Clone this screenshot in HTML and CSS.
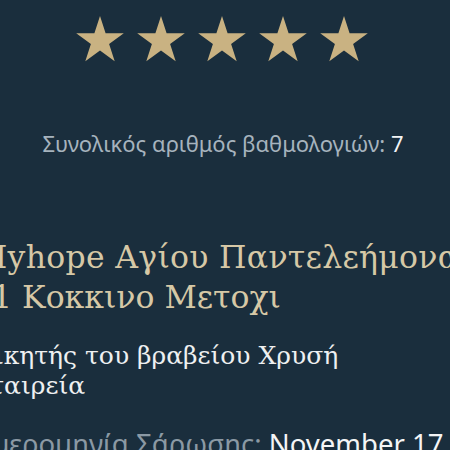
FILE: index.html
```html
<!DOCTYPE html>
<html lang="el">
<head>
<meta charset="utf-8">
<link rel="stylesheet" href="styles.css">
</head>
<body>
<main class="page">
  <div class="stars">
    <svg class="star" viewBox="0 0 48 46"><polygon points="24,0 29.6,17.3 47.8,17.3 33.1,28 38.7,45.3 24,34.6 9.3,45.3 14.9,28 0.2,17.3 18.4,17.3"/></svg>
    <svg class="star" viewBox="0 0 48 46"><polygon points="24,0 29.6,17.3 47.8,17.3 33.1,28 38.7,45.3 24,34.6 9.3,45.3 14.9,28 0.2,17.3 18.4,17.3"/></svg>
    <svg class="star" viewBox="0 0 48 46"><polygon points="24,0 29.6,17.3 47.8,17.3 33.1,28 38.7,45.3 24,34.6 9.3,45.3 14.9,28 0.2,17.3 18.4,17.3"/></svg>
    <svg class="star" viewBox="0 0 48 46"><polygon points="24,0 29.6,17.3 47.8,17.3 33.1,28 38.7,45.3 24,34.6 9.3,45.3 14.9,28 0.2,17.3 18.4,17.3"/></svg>
    <svg class="star" viewBox="0 0 48 46"><polygon points="24,0 29.6,17.3 47.8,17.3 33.1,28 38.7,45.3 24,34.6 9.3,45.3 14.9,28 0.2,17.3 18.4,17.3"/></svg>
  </div>
  <p class="count">Συνολικός αριθμός βαθμολογιών: <span class="num">7</span></p>
  <div class="details">
    <h1 class="title"><span class="line1">Myhope Αγίου Παντελεήμονα</span><br>41 Κοκκινο Μετοχι</h1>
    <p class="award">Νικητής του βραβείου Χρυσή<br>Εταιρεία</p>
    <p class="date">Ημερομηνία Σάρωσης: <span class="val">November 17</span></p>
  </div>
</main>
</body>
</html>
```

FILE: styles.css
```css
html, body {
  margin: 0;
  padding: 0;
  background: #1a2e3d;
  overflow: hidden;
}
.page {
  width: 450px;
  height: 450px;
  overflow: hidden;
  display: flex;
  flex-direction: column;
}
.stars {
  display: flex;
  justify-content: center;
  gap: 13px;
  padding-top: 16px;
  padding-right: 6px;
}
.star {
  width: 48px;
  height: 46px;
  fill: #c9b282;
}
.count {
  margin: 66px 0 0;
  text-align: center;
  font-family: "Noto Sans", sans-serif;
  font-size: 22px;
  color: #a6b3bd;
  padding-right: 4px;
}
.num {
  color: #f2f4f5;
}
.details {
  margin-left: -28px;
  white-space: nowrap;
}
.title {
  margin: 79px 0 0;
  font-family: "DejaVu Serif", serif;
  font-weight: normal;
  font-size: 31.5px;
  line-height: 40px;
  color: #d6c8a6;
}
.line1 {
  letter-spacing: 0.3px;
  margin-left: 3px;
}
.award {
  margin: 24px 0 0;
  font-family: "DejaVu Serif", serif;
  font-size: 25px;
  line-height: 30px;
  color: #eef0f1;
}
.date {
  margin: 24px 0 0;
  font-family: "Noto Sans", sans-serif;
  font-size: 27.5px;
  color: #8b99a4;
}
.val {
  color: #f4f5f6;
}
```
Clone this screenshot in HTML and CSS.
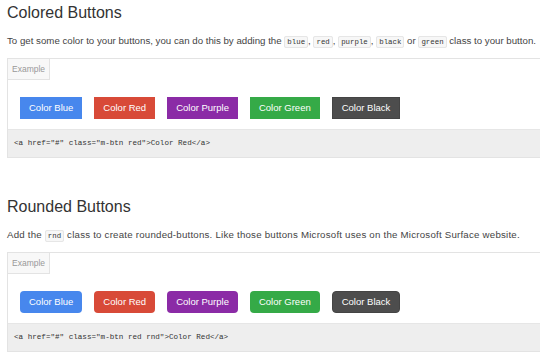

## [Goal]
Every entry must be written out exactly, with all pictures left out.

## [Finished task]
Clone this screenshot in HTML and CSS.
FILE: index.html
```html
<!DOCTYPE html>
<html lang="el">
<head>
<meta charset="utf-8">
<link rel="stylesheet" href="styles.css">
</head>
<body>
<main class="page">
  <div class="stars">
    <svg class="star" viewBox="0 0 48 46"><polygon points="24,0 29.6,17.3 47.8,17.3 33.1,28 38.7,45.3 24,34.6 9.3,45.3 14.9,28 0.2,17.3 18.4,17.3"/></svg>
    <svg class="star" viewBox="0 0 48 46"><polygon points="24,0 29.6,17.3 47.8,17.3 33.1,28 38.7,45.3 24,34.6 9.3,45.3 14.9,28 0.2,17.3 18.4,17.3"/></svg>
    <svg class="star" viewBox="0 0 48 46"><polygon points="24,0 29.6,17.3 47.8,17.3 33.1,28 38.7,45.3 24,34.6 9.3,45.3 14.9,28 0.2,17.3 18.4,17.3"/></svg>
    <svg class="star" viewBox="0 0 48 46"><polygon points="24,0 29.6,17.3 47.8,17.3 33.1,28 38.7,45.3 24,34.6 9.3,45.3 14.9,28 0.2,17.3 18.4,17.3"/></svg>
    <svg class="star" viewBox="0 0 48 46"><polygon points="24,0 29.6,17.3 47.8,17.3 33.1,28 38.7,45.3 24,34.6 9.3,45.3 14.9,28 0.2,17.3 18.4,17.3"/></svg>
  </div>
  <p class="count">Συνολικός αριθμός βαθμολογιών: <span class="num">7</span></p>
  <div class="details">
    <h1 class="title"><span class="line1">Myhope Αγίου Παντελεήμονα</span><br>41 Κοκκινο Μετοχι</h1>
    <p class="award">Νικητής του βραβείου Χρυσή<br>Εταιρεία</p>
    <p class="date">Ημερομηνία Σάρωσης: <span class="val">November 17</span></p>
  </div>
</main>
</body>
</html>
```

FILE: styles.css
```css
html, body {
  margin: 0;
  padding: 0;
  background: #1a2e3d;
  overflow: hidden;
}
.page {
  width: 450px;
  height: 450px;
  overflow: hidden;
  display: flex;
  flex-direction: column;
}
.stars {
  display: flex;
  justify-content: center;
  gap: 13px;
  padding-top: 16px;
  padding-right: 6px;
}
.star {
  width: 48px;
  height: 46px;
  fill: #c9b282;
}
.count {
  margin: 66px 0 0;
  text-align: center;
  font-family: "Noto Sans", sans-serif;
  font-size: 22px;
  color: #a6b3bd;
  padding-right: 4px;
}
.num {
  color: #f2f4f5;
}
.details {
  margin-left: -28px;
  white-space: nowrap;
}
.title {
  margin: 79px 0 0;
  font-family: "DejaVu Serif", serif;
  font-weight: normal;
  font-size: 31.5px;
  line-height: 40px;
  color: #d6c8a6;
}
.line1 {
  letter-spacing: 0.3px;
  margin-left: 3px;
}
.award {
  margin: 24px 0 0;
  font-family: "DejaVu Serif", serif;
  font-size: 25px;
  line-height: 30px;
  color: #eef0f1;
}
.date {
  margin: 24px 0 0;
  font-family: "Noto Sans", sans-serif;
  font-size: 27.5px;
  color: #8b99a4;
}
.val {
  color: #f4f5f6;
}
```
Clone this screenshot in HTML and CSS.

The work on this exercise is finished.